DIRECTIONS:
Omit every picture and return the rest of the data unaltered.

SOURCE MATERIAL:
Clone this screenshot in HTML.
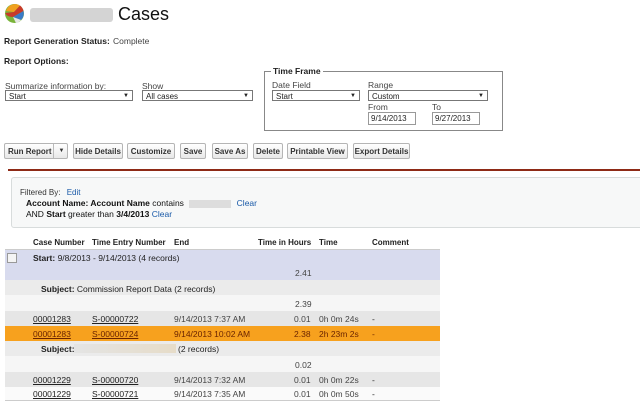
<!DOCTYPE html>
<html><head><style>
body{margin:0;width:640px;height:400px;overflow:hidden;background:#fff;font-family:"Liberation Sans",Arial,sans-serif;font-size:8.5px;color:#222;position:relative}
.a{position:absolute;white-space:nowrap}
.b{font-weight:bold}
.sel{position:absolute;height:11px;border:1px solid #777;background:#fff;font-size:8px;line-height:11px;padding-left:3px;box-sizing:border-box}
.sel:after{content:"▼";position:absolute;right:3px;top:0;font-size:6px}
.inp{position:absolute;height:13px;border:1px solid #999;background:#fff;font-size:8px;line-height:12px;padding-left:2px;box-sizing:border-box}
.btn{position:absolute;top:143px;height:16px;border:1px solid #b5b5b5;border-radius:2px;background:linear-gradient(#fff,#e8e8e8);font-size:8px;font-weight:bold;color:#333;line-height:15px;text-align:center;box-sizing:border-box}
.row{position:absolute;left:5px;width:435px}
.u{text-decoration:underline}
.lnk{color:#1a5aa8}
</style></head><body>
<svg class="a" style="left:4px;top:3px" width="21" height="21" viewBox="0 0 21 21">
<circle cx="10.5" cy="10.5" r="9.5" fill="#7ab33a"/>
<path d="M2 8 A9.5 9.5 0 0 1 16 2.5 L10 9Z" fill="#f0a020"/>
<path d="M1.2 10 L10 9 L16 2.5 A9.5 9.5 0 0 1 19.5 8 L9 14 Q3 14 1.2 10Z" fill="#c83a2a"/>
<path d="M9 14 L19.5 8 A9.5 9.5 0 0 1 17 17 Z" fill="#3a7ac8"/>
<path d="M9 14 L17 17 A9.5 9.5 0 0 1 12 20 Z" fill="#e6e6e6"/>
</svg>
<div class="a" style="left:30px;top:8px;width:83px;height:14px;background:#d4d4d4;border-radius:3px"></div>
<div class="a" style="left:118px;top:4px;font-size:18px;color:#111">Cases</div>
<div class="a b" style="left:4px;top:36px">Report Generation Status:</div>
<div class="a" style="left:113px;top:36px;color:#444">Complete</div>
<div class="a b" style="left:4px;top:56px">Report Options:</div>
<div class="a" style="left:5px;top:81px;color:#444">Summarize information by:</div>
<div class="sel" style="left:5px;top:90px;width:128px">Start</div>
<div class="a" style="left:142px;top:81px;color:#444">Show</div>
<div class="sel" style="left:142px;top:90px;width:111px">All cases</div>
<div class="a" style="left:264px;top:71px;width:239px;height:60px;border:1px solid #888;box-sizing:border-box"></div>
<div class="a b" style="left:271px;top:66px;background:#fff;padding:0 2px">Time Frame</div>
<div class="a" style="left:272px;top:80px;color:#444">Date Field</div>
<div class="sel" style="left:272px;top:90px;width:88px">Start</div>
<div class="a" style="left:368px;top:80px;color:#444">Range</div>
<div class="sel" style="left:368px;top:90px;width:120px">Custom</div>
<div class="a" style="left:368px;top:102px;color:#444">From</div>
<div class="inp" style="left:368px;top:112px;width:48px">9/14/2013</div>
<div class="a" style="left:432px;top:102px;color:#444">To</div>
<div class="inp" style="left:432px;top:112px;width:48px">9/27/2013</div>
<div class="btn" style="left:4px;width:64px;text-align:left;padding-left:3px">Run Report<span style="position:absolute;left:48px;top:0;height:14px;border-left:1px solid #bbb;width:15px;text-align:center;font-size:6px">▼</span></div>
<div class="btn" style="left:73px;width:50px">Hide Details</div>
<div class="btn" style="left:127px;width:48px">Customize</div>
<div class="btn" style="left:180px;width:26px">Save</div>
<div class="btn" style="left:212px;width:36px">Save As</div>
<div class="btn" style="left:253px;width:30px">Delete</div>
<div class="btn" style="left:287px;width:61px">Printable View</div>
<div class="btn" style="left:353px;width:57px">Export Details</div>
<div class="a" style="left:8px;top:169px;width:632px;height:2px;background:#8e2a16"></div>
<div class="a" style="left:11px;top:177px;width:640px;height:51px;background:#f7f8f8;border:1px solid #d8dcdc;border-radius:3px;box-sizing:border-box"></div>
<div class="a" style="left:20px;top:188px;font-size:8px;color:#333">Filtered By: <span class="lnk" style="margin-left:4px">Edit</span></div>
<div class="a" style="left:26px;top:198px;color:#111"><b>Account Name: Account Name</b> contains <span style="display:inline-block;width:42px;height:8px;background:#ddd;vertical-align:middle;margin:0 3px"></span> <span class="lnk">Clear</span></div>
<div class="a" style="left:26px;top:209px;color:#111">AND <b>Start</b> greater than <b>3/4/2013</b> <span class="lnk">Clear</span></div>
<div class="row b" style="top:236px;height:13px;line-height:13px;border-bottom:1px solid #ccc;font-size:8px">
<span class="a" style="left:28px">Case Number</span><span class="a" style="left:87px">Time Entry Number</span><span class="a" style="left:169px">End</span><span class="a" style="left:253px">Time in Hours</span><span class="a" style="left:314px">Time</span><span class="a" style="left:367px">Comment</span></div>
<div class="row" style="top:250px;height:30px;background:#d8dbee"></div>
<div class="a" style="left:7px;top:253px;width:8px;height:8px;border:1px solid #999;background:#f4f4f4"></div>
<div class="a" style="left:33px;top:253px"><b>Start:</b> 9/8/2013 - 9/14/2013 (4 records)</div>
<div class="a" style="left:295px;top:268px;color:#444">2.41</div>
<div class="row" style="top:280px;height:15px;background:#ebebeb"></div>
<div class="a" style="left:41px;top:284px"><b>Subject:</b> Commission Report Data (2 records)</div>
<div class="row" style="top:295px;height:16px;background:#f6f6f6"></div>
<div class="a" style="left:295px;top:299px;color:#444">2.39</div>
<div class="row" style="top:311px;height:15px;background:#e6e6e6"></div>
<div class="a" style="top:314px;left:33px"><span class="u">00001283</span><span class="u a" style="left:59px">S-00000722</span><span class="a" style="left:141px;color:#444">9/14/2013 7:37 AM</span><span class="a" style="left:261px;color:#444">0.01</span><span class="a" style="left:286px;color:#444">0h 0m 24s</span><span class="a" style="left:339px">-</span></div>
<div class="row" style="top:326px;height:15px;background:#f7a11e"></div>
<div class="a" style="top:329px;left:33px;color:#6a2400"><span class="u">00001283</span><span class="u a" style="left:59px">S-00000724</span><span class="a" style="left:141px">9/14/2013 10:02 AM</span><span class="a" style="left:261px">2.38</span><span class="a" style="left:286px">2h 23m 2s</span><span class="a" style="left:339px">-</span></div>
<div class="row" style="top:341px;height:15px;background:#ebebeb"></div>
<div class="a" style="left:41px;top:344px"><b>Subject:</b></div>
<div class="a" style="left:74px;top:344px;width:102px;height:9px;background:linear-gradient(90deg,#e4e4e4,#e6dcc8)"></div>
<div class="a" style="left:178px;top:344px">(2 records)</div>
<div class="row" style="top:356px;height:16px;background:#f6f6f6"></div>
<div class="a" style="left:295px;top:360px;color:#444">0.02</div>
<div class="row" style="top:372px;height:15px;background:#e6e6e6"></div>
<div class="a" style="top:375px;left:33px"><span class="u">00001229</span><span class="u a" style="left:59px">S-00000720</span><span class="a" style="left:141px;color:#444">9/14/2013 7:32 AM</span><span class="a" style="left:261px;color:#444">0.01</span><span class="a" style="left:286px;color:#444">0h 0m 22s</span><span class="a" style="left:339px">-</span></div>
<div class="row" style="top:387px;height:13px;background:#fafafa;border-bottom:1px solid #ccc"></div>
<div class="a" style="top:389px;left:33px"><span class="u">00001229</span><span class="u a" style="left:59px">S-00000721</span><span class="a" style="left:141px;color:#444">9/14/2013 7:35 AM</span><span class="a" style="left:261px;color:#444">0.01</span><span class="a" style="left:286px;color:#444">0h 0m 50s</span><span class="a" style="left:339px">-</span></div>
</body></html>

RESPONSE TO THE TASK:
Clone this screenshot in HTML.
<!DOCTYPE html>
<html><head><style>
body{margin:0;width:640px;height:400px;overflow:hidden;background:#fff;font-family:"Liberation Sans",Arial,sans-serif;font-size:8.5px;color:#222;position:relative}
.a{position:absolute;white-space:nowrap}
.b{font-weight:bold}
.sel{position:absolute;height:11px;border:1px solid #777;background:#fff;font-size:8px;line-height:11px;padding-left:3px;box-sizing:border-box}
.sel:after{content:"▼";position:absolute;right:3px;top:0;font-size:6px}
.inp{position:absolute;height:13px;border:1px solid #999;background:#fff;font-size:8px;line-height:12px;padding-left:2px;box-sizing:border-box}
.btn{position:absolute;top:143px;height:16px;border:1px solid #b5b5b5;border-radius:2px;background:linear-gradient(#fff,#e8e8e8);font-size:8px;font-weight:bold;color:#333;line-height:15px;text-align:center;box-sizing:border-box}
.row{position:absolute;left:5px;width:435px}
.u{text-decoration:underline}
.lnk{color:#1a5aa8}
</style></head><body>
<svg class="a" style="left:4px;top:3px" width="21" height="21" viewBox="0 0 21 21">
<circle cx="10.5" cy="10.5" r="9.5" fill="#7ab33a"/>
<path d="M2 8 A9.5 9.5 0 0 1 16 2.5 L10 9Z" fill="#f0a020"/>
<path d="M1.2 10 L10 9 L16 2.5 A9.5 9.5 0 0 1 19.5 8 L9 14 Q3 14 1.2 10Z" fill="#c83a2a"/>
<path d="M9 14 L19.5 8 A9.5 9.5 0 0 1 17 17 Z" fill="#3a7ac8"/>
<path d="M9 14 L17 17 A9.5 9.5 0 0 1 12 20 Z" fill="#e6e6e6"/>
</svg>
<div class="a" style="left:30px;top:8px;width:83px;height:14px;background:#d4d4d4;border-radius:3px"></div>
<div class="a" style="left:118px;top:4px;font-size:18px;color:#111">Cases</div>
<div class="a b" style="left:4px;top:36px">Report Generation Status:</div>
<div class="a" style="left:113px;top:36px;color:#444">Complete</div>
<div class="a b" style="left:4px;top:56px">Report Options:</div>
<div class="a" style="left:5px;top:81px;color:#444">Summarize information by:</div>
<div class="sel" style="left:5px;top:90px;width:128px">Start</div>
<div class="a" style="left:142px;top:81px;color:#444">Show</div>
<div class="sel" style="left:142px;top:90px;width:111px">All cases</div>
<div class="a" style="left:264px;top:71px;width:239px;height:60px;border:1px solid #888;box-sizing:border-box"></div>
<div class="a b" style="left:271px;top:66px;background:#fff;padding:0 2px">Time Frame</div>
<div class="a" style="left:272px;top:80px;color:#444">Date Field</div>
<div class="sel" style="left:272px;top:90px;width:88px">Start</div>
<div class="a" style="left:368px;top:80px;color:#444">Range</div>
<div class="sel" style="left:368px;top:90px;width:120px">Custom</div>
<div class="a" style="left:368px;top:102px;color:#444">From</div>
<div class="inp" style="left:368px;top:112px;width:48px">9/14/2013</div>
<div class="a" style="left:432px;top:102px;color:#444">To</div>
<div class="inp" style="left:432px;top:112px;width:48px">9/27/2013</div>
<div class="btn" style="left:4px;width:64px;text-align:left;padding-left:3px">Run Report<span style="position:absolute;left:48px;top:0;height:14px;border-left:1px solid #bbb;width:15px;text-align:center;font-size:6px">▼</span></div>
<div class="btn" style="left:73px;width:50px">Hide Details</div>
<div class="btn" style="left:127px;width:48px">Customize</div>
<div class="btn" style="left:180px;width:26px">Save</div>
<div class="btn" style="left:212px;width:36px">Save As</div>
<div class="btn" style="left:253px;width:30px">Delete</div>
<div class="btn" style="left:287px;width:61px">Printable View</div>
<div class="btn" style="left:353px;width:57px">Export Details</div>
<div class="a" style="left:8px;top:169px;width:632px;height:2px;background:#8e2a16"></div>
<div class="a" style="left:11px;top:177px;width:640px;height:51px;background:#f7f8f8;border:1px solid #d8dcdc;border-radius:3px;box-sizing:border-box"></div>
<div class="a" style="left:20px;top:188px;font-size:8px;color:#333">Filtered By: <span class="lnk" style="margin-left:4px">Edit</span></div>
<div class="a" style="left:26px;top:198px;color:#111"><b>Account Name: Account Name</b> contains <span style="display:inline-block;width:42px;height:8px;background:#ddd;vertical-align:middle;margin:0 3px"></span> <span class="lnk">Clear</span></div>
<div class="a" style="left:26px;top:209px;color:#111">AND <b>Start</b> greater than <b>3/4/2013</b> <span class="lnk">Clear</span></div>
<div class="row b" style="top:236px;height:13px;line-height:13px;border-bottom:1px solid #ccc;font-size:8px">
<span class="a" style="left:28px">Case Number</span><span class="a" style="left:87px">Time Entry Number</span><span class="a" style="left:169px">End</span><span class="a" style="left:253px">Time in Hours</span><span class="a" style="left:314px">Time</span><span class="a" style="left:367px">Comment</span></div>
<div class="row" style="top:250px;height:30px;background:#d8dbee"></div>
<div class="a" style="left:7px;top:253px;width:8px;height:8px;border:1px solid #999;background:#f4f4f4"></div>
<div class="a" style="left:33px;top:253px"><b>Start:</b> 9/8/2013 - 9/14/2013 (4 records)</div>
<div class="a" style="left:295px;top:268px;color:#444">2.41</div>
<div class="row" style="top:280px;height:15px;background:#ebebeb"></div>
<div class="a" style="left:41px;top:284px"><b>Subject:</b> Commission Report Data (2 records)</div>
<div class="row" style="top:295px;height:16px;background:#f6f6f6"></div>
<div class="a" style="left:295px;top:299px;color:#444">2.39</div>
<div class="row" style="top:311px;height:15px;background:#e6e6e6"></div>
<div class="a" style="top:314px;left:33px"><span class="u">00001283</span><span class="u a" style="left:59px">S-00000722</span><span class="a" style="left:141px;color:#444">9/14/2013 7:37 AM</span><span class="a" style="left:261px;color:#444">0.01</span><span class="a" style="left:286px;color:#444">0h 0m 24s</span><span class="a" style="left:339px">-</span></div>
<div class="row" style="top:326px;height:15px;background:#f7a11e"></div>
<div class="a" style="top:329px;left:33px;color:#6a2400"><span class="u">00001283</span><span class="u a" style="left:59px">S-00000724</span><span class="a" style="left:141px">9/14/2013 10:02 AM</span><span class="a" style="left:261px">2.38</span><span class="a" style="left:286px">2h 23m 2s</span><span class="a" style="left:339px">-</span></div>
<div class="row" style="top:341px;height:15px;background:#ebebeb"></div>
<div class="a" style="left:41px;top:344px"><b>Subject:</b></div>
<div class="a" style="left:74px;top:344px;width:102px;height:9px;background:linear-gradient(90deg,#e4e4e4,#e6dcc8)"></div>
<div class="a" style="left:178px;top:344px">(2 records)</div>
<div class="row" style="top:356px;height:16px;background:#f6f6f6"></div>
<div class="a" style="left:295px;top:360px;color:#444">0.02</div>
<div class="row" style="top:372px;height:15px;background:#e6e6e6"></div>
<div class="a" style="top:375px;left:33px"><span class="u">00001229</span><span class="u a" style="left:59px">S-00000720</span><span class="a" style="left:141px;color:#444">9/14/2013 7:32 AM</span><span class="a" style="left:261px;color:#444">0.01</span><span class="a" style="left:286px;color:#444">0h 0m 22s</span><span class="a" style="left:339px">-</span></div>
<div class="row" style="top:387px;height:13px;background:#fafafa;border-bottom:1px solid #ccc"></div>
<div class="a" style="top:389px;left:33px"><span class="u">00001229</span><span class="u a" style="left:59px">S-00000721</span><span class="a" style="left:141px;color:#444">9/14/2013 7:35 AM</span><span class="a" style="left:261px;color:#444">0.01</span><span class="a" style="left:286px;color:#444">0h 0m 50s</span><span class="a" style="left:339px">-</span></div>
</body></html>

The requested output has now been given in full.